Biodiversity is also crucial. With 90% of big fish populations depleted, and 50% of coral reefs destroyed, we are taking more from the ocean than can be replenished. As the UN states when referencing World Oceans Day: To protect and preserve the ocean and all it sustains, we must create a new balance, rooted in true understanding of the ocean and how humanity relates to it. We must build a connection to the ocean that is inclusive, innovative, and informed by lessons from the past.
And connect to the ocean we must – I frequently collect litter on our beaches and am horrified by the volume of plastics – and also microplastics, and nurdles on North Devon’s beautiful beaches.
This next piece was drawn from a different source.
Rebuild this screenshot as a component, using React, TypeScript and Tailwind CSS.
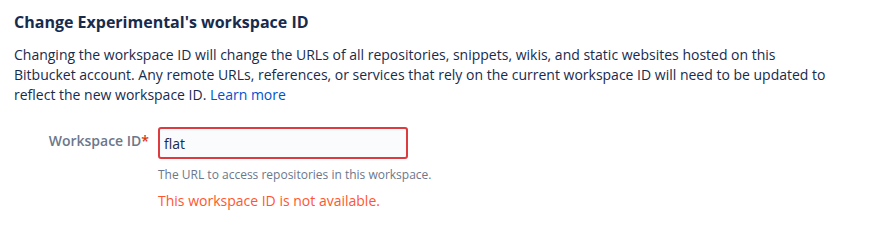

The tragic situation with a container ship in Sri Lanka last week catching fire and spilling its cargo into the ocean has rather bought nurdles to something of an unwanted fame– but highlights that we are indeed shipping these pellets around the world, in containers, that do end up in our seas – is this actually what we want? And if we don’t, what are we going to do to change it?
Plastic pollution is visible, and tangible, and we feel we can do something about it by picking it up. But so much of what is going on in our oceans is not visible – sewage pollution is another challenge along my constituency coastline. I was one of the MPs to support Philip Dunne’s Sewage (Inland Waters) Bill and am delighted to see so much of this now incorporated into our landmark Environment Bill, which yesterday passed its Second Reading in the House of Lords.
I also hope this will reduce my inbox as I have an abundance of emails from constituents linked to the Surfers Against Sewage campaign each time the water quality is reduced in North Devon and I very much hope further steps will be rapidly taken to reduce this discharge into our rivers, which ultimately reaches our oceans.
Blue carbon is part of the solution, not part of the problem when it comes to achieving net zero and I very much hope today’s debate will be a chance to focus not just on what we have already achieved, but also on how much more there is still to do to restore our oceans and to optimise their link to our lives and livelihoods.